As I reach the end of my 2011 blog-a-week-marathon, these posts are becoming as short as the days, and ‘weekly’ only in the sense of always being a week late.
Real life has a habit of rudely intruding upon the pleasurable pastime of blogging, and my offline world has been particularly rude in the last couple of weeks. Which is pretty much all the excuse I need to make my 48th post about mindfulness.
I blogged ages ago about my discovery – initially hesitant – of mindfulness meditation; and despite lapsing out of a regular schedule (just as with the blogging) I consistently find myself returning to mindfulness during particularly busy periods. It is, I have found, a jolly effective safety net.
And so it was with the usual sense of satisfaction I feel when I chance upon an article that brings together two things I’m interested in that I noticed a tweeted link to this post about why bloggers should meditate, by Irish-born London-based author Orna Ross (Orna’s blog is here).
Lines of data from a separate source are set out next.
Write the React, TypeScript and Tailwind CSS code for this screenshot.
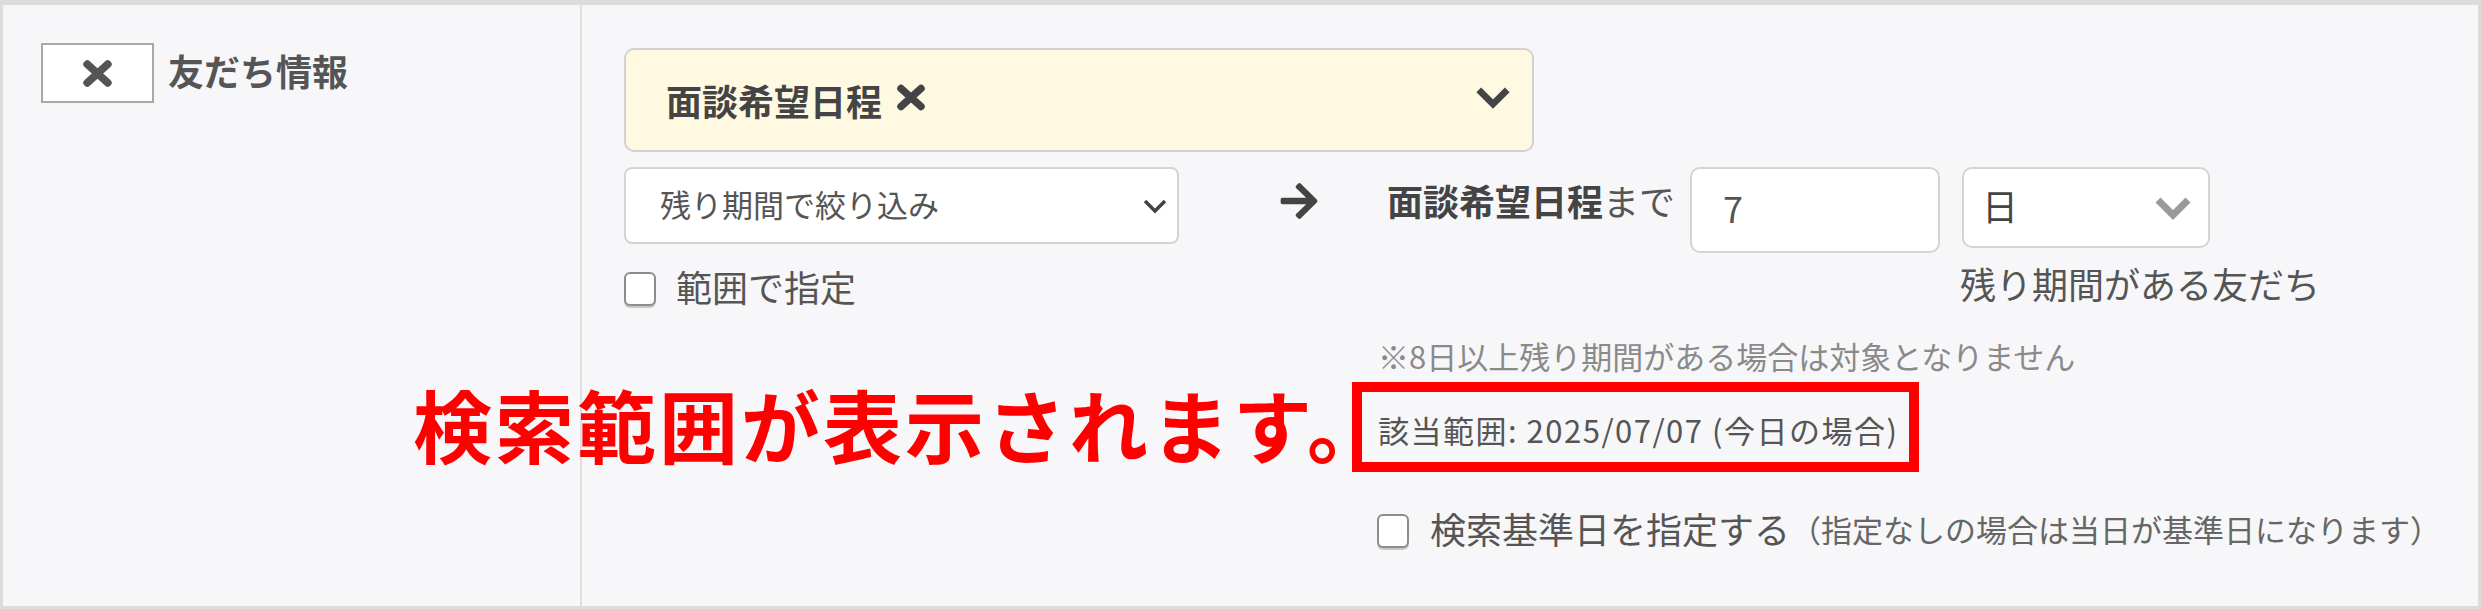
import React from 'react';
import { FaArrowRight } from 'react-icons/fa';

const Chevron: React.FC<{ w: number; h: number; color: string; stroke: number }> = ({ w, h, color, stroke }) => (
  <svg width={w} height={h} viewBox="0 0 40 28" fill="none">
    <path d="M5 6 L20 21 L35 6" stroke={color} strokeWidth={stroke} strokeLinejoin="miter" strokeLinecap="butt" />
  </svg>
);

// chunky "times" mark, FA4 style
const Times: React.FC<{ w: number; h: number; className?: string }> = ({ w, h, className }) => (
  <svg width={w} height={h} viewBox="0 0 32 28" fill="none" className={className}>
    <path d="M6 5 L26 23 M26 5 L6 23" stroke="currentColor" strokeWidth="7.5" strokeLinecap="round" />
  </svg>
);

const Checkbox: React.FC = () => (
  <div className="w-[32px] h-[34px] rounded-[6px] border-2 border-[#8c8c8c] bg-white shadow-[0_2px_0_#c8c8c8] shrink-0" />
);

const App: React.FC = () => {
  return (
    <div className="relative w-[2481px] h-[609px] bg-[#f7f7f9] border-[3px] border-t-[5px] border-[#dcdcdc] flex font-['Noto_Sans_CJK_JP','Noto_Sans',sans-serif] text-[#555]">
      {/* label column */}
      <div className="w-[579px] shrink-0 border-r-2 border-[#e0e0e0] pt-[38px] pl-[38px]">
        <div className="flex items-center">
          <div className="w-[113px] h-[60px] border-2 border-[#a8a8a8] bg-white flex items-center justify-center">
            <Times w={33} h={29} className="text-[#555]" />
          </div>
          <span className="ml-[14px] text-[36px] font-bold leading-[43px] -mt-[6px]">友だち情報</span>
        </div>
      </div>

      {/* condition column */}
      <div className="flex-1 pl-[42px] pt-[43px]">
        <div className="w-[910px] h-[104px] rounded-[10px] border-2 border-[#d2d2d2] bg-[#fff9e2] flex items-center justify-between pl-[40px] pr-[20px]">
          <div className="flex items-center text-[#444]">
            <span className="text-[36px] font-bold leading-[43px]">面談希望日程</span>
            <Times w={32} h={29} className="ml-[13px] -mt-[6px]" />
          </div>
          <div className="-mt-[6px]">
            <Chevron w={38} h={27} color="#444" stroke={7} />
          </div>
        </div>

        <div className="flex items-start mt-[15px]">
          <div className="w-[555px] shrink-0">
            <div className="h-[77px] border-2 border-[#d4d4d4] rounded-[8px] bg-white flex items-center justify-between pl-[34px] pr-[10px]">
              <span className="text-[31px] leading-[40px] -mt-[4px]">残り期間で絞り込み</span>
              <svg width="24" height="16" viewBox="0 0 24 16" fill="none">
                <path d="M2 3 L12 13 L22 3" stroke="#444" strokeWidth="3.5" />
              </svg>
            </div>
            <div className="flex items-center h-[40px] mt-[25px]">
              <Checkbox />
              <span className="ml-[20px] text-[36px] leading-[43px] -mt-[6px]">範囲で指定</span>
            </div>
          </div>

          <FaArrowRight size={42} className="ml-[99px] mt-[13px] text-[#444] shrink-0" />

          <div className="ml-[67px] flex items-start">
            <span className="mt-[12px] text-[36px] leading-[43px] whitespace-nowrap text-[#444]">
              <span className="font-bold">面談希望日程</span>
              <span className="text-[#555]">まで</span>
            </span>
            <div className="ml-[15px] w-[250px] h-[86px] border-2 border-[#d4d4d4] rounded-[10px] bg-white pl-[31px] flex items-center">
              <span className="text-[36px] leading-[43px] -mt-[6px]">7</span>
            </div>
            <div className="ml-[22px] flex flex-col">
              <div className="w-[248px] h-[81px] border-2 border-[#d4d4d4] rounded-[10px] bg-white pl-[18px] pr-[15px] flex items-center justify-between">
                <span className="text-[36px] leading-[43px] -mt-[4px] text-[#444]">日</span>
                <Chevron w={40} h={28} color="#9a9a9a" stroke={7} />
              </div>
              <span className="mt-[14px] -ml-[2px] text-[36px] leading-[43px] whitespace-nowrap">残り期間がある友だち</span>
            </div>
          </div>
        </div>

        <div className="ml-[728px] mt-[29px] flex flex-col items-start">
          <span className="ml-[26px] text-[31px] leading-[36px] text-[#8a8a8a] whitespace-nowrap">※8日以上残り期間がある場合は対象となりません</span>
          <div className="mt-[8px] w-[567px] h-[90px] border-[10px] border-[#ff0000] pl-[16px] pt-[6px] flex items-center">
            <span className="text-[31px] leading-[36px] tracking-[1.5px] whitespace-nowrap">該当範囲: 2025/07/07 (今日の場合)</span>
          </div>
          <div className="mt-[39px] ml-[25px] flex items-center h-[40px]">
            <Checkbox />
            <span className="ml-[21px] text-[36px] leading-[43px] -mt-[6px] whitespace-nowrap">検索基準日を指定する</span>
            <span className="text-[31px] leading-[40px] -mt-[4px] text-[#666] whitespace-nowrap">（指定なしの場合は当日が基準日になります）</span>
          </div>
        </div>
      </div>

      {/* annotation */}
      <div className="absolute left-[410px] top-[379px] text-[79px] leading-[79px] tracking-[3px] font-bold text-[#ff0000] whitespace-nowrap">
        検索範囲が表示されます。
      </div>
    </div>
  );
};

export default App;
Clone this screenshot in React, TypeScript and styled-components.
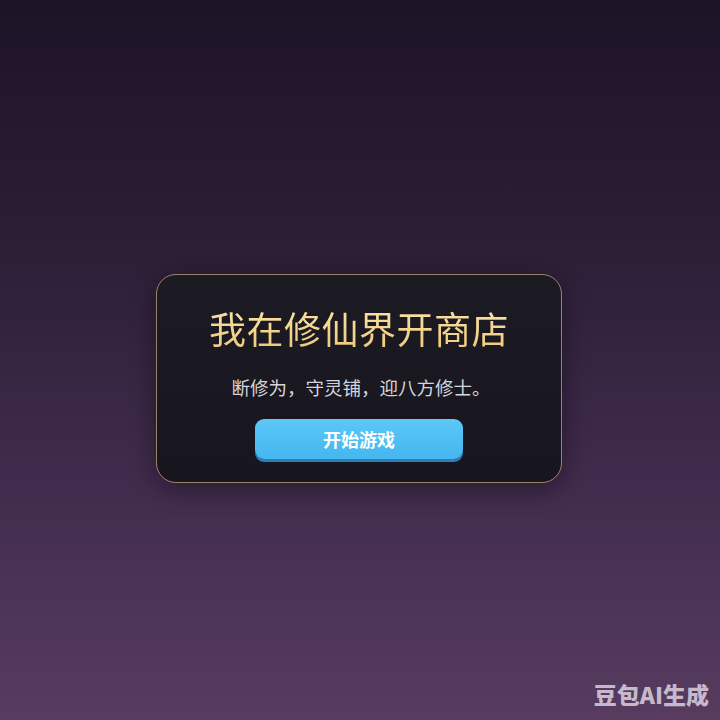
import React from "react";
import styled, { createGlobalStyle } from "styled-components";

const GlobalStyle = createGlobalStyle`
  html, body {
    margin: 0;
    padding: 0;
  }
  body {
    font-family: "Noto Sans CJK SC", "Noto Sans", sans-serif;
  }
`;

const Page = styled.div`
  box-sizing: border-box;
  width: 720px;
  height: 720px;
  padding-top: 37px;
  display: flex;
  align-items: center;
  justify-content: center;
  position: relative;
  overflow: hidden;
  background: linear-gradient(180deg, #1d1327 0%, #2c1f36 35%, #3f2b4b 65%, #573c5f 100%);
`;

const Card = styled.div`
  box-sizing: border-box;
  width: 406px;
  height: 209px;
  margin-left: -2px;
  padding: 31px 0 22px;
  display: flex;
  flex-direction: column;
  align-items: center;
  border-radius: 20px;
  border: 1px solid #9a8468;
  background: linear-gradient(180deg, #1c1b24 0%, #17161e 100%);
  box-shadow: 0 6px 24px rgba(10, 5, 15, 0.45);
`;

const Title = styled.h1`
  margin: 0;
  font-size: 37px;
  line-height: 44px;
  font-weight: 400;
  letter-spacing: 0.5px;
  color: #f4d48e;
  background: linear-gradient(180deg, #fbe3a6 0%, #eec97c 100%);
  -webkit-background-clip: text;
  background-clip: text;
  -webkit-text-fill-color: transparent;
`;

const Subtitle = styled.p`
  margin: 24px 0 0;
  font-size: 18.5px;
  line-height: 26px;
  color: #d6d4dc;
  padding-left: 4px;
`;

const StartButton = styled.button`
  margin-top: 19px;
  width: 208px;
  height: 40px;
  border: none;
  border-radius: 9px;
  background: linear-gradient(180deg, #5cc8f8 0%, #45b6ef 100%);
  box-shadow: 0 3px 0 #2a7fb8;
  color: #ffffff;
  font-family: "Noto Sans CJK SC", sans-serif;
  font-size: 18px;
  font-weight: 700;
  cursor: pointer;
`;

const Watermark = styled.div`
  position: absolute;
  right: 11px;
  bottom: 12px;
  font-size: 23px;
  line-height: 28px;
  font-weight: 900;
  color: rgba(225, 215, 230, 0.82);
`;

export default function App() {
  return (
    <>
      <GlobalStyle />
      <Page>
        <Card>
          <Title>我在修仙界开商店</Title>
          <Subtitle>断修为，守灵铺，迎八方修士。</Subtitle>
          <StartButton>开始游戏</StartButton>
        </Card>
        <Watermark>豆包AI生成</Watermark>
      </Page>
    </>
  );
}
It’s not entirely clear whether when Orna writes about meditation that she is referring to mindfulness meditation (there are several approaches), but I should imagine that the points hold. As well as opening up creative space and fostering insight, meditation can – on a more practical note – free blogging-blockages, help us to care less about potential criticism of what we write, and improve concentration.
Intuitively, these things make sense, or did to me at least, and I would love to think that I could, in the weeks to come, test them out. The challenge, as always, is finding the time. Because meditation rightly takes time. And so does blogging. Bugger!
There’s a risk of becoming evangelical about something that, like mindfulness, works really well for you: it isn’t necessarily right for everyone, and in any case I’m sure that the act of exploring/discovering it for oneself is part of the key to making it stick. But if you are interested in finding out more, The Mindfulness Manifesto is an absolutely excellent place to start.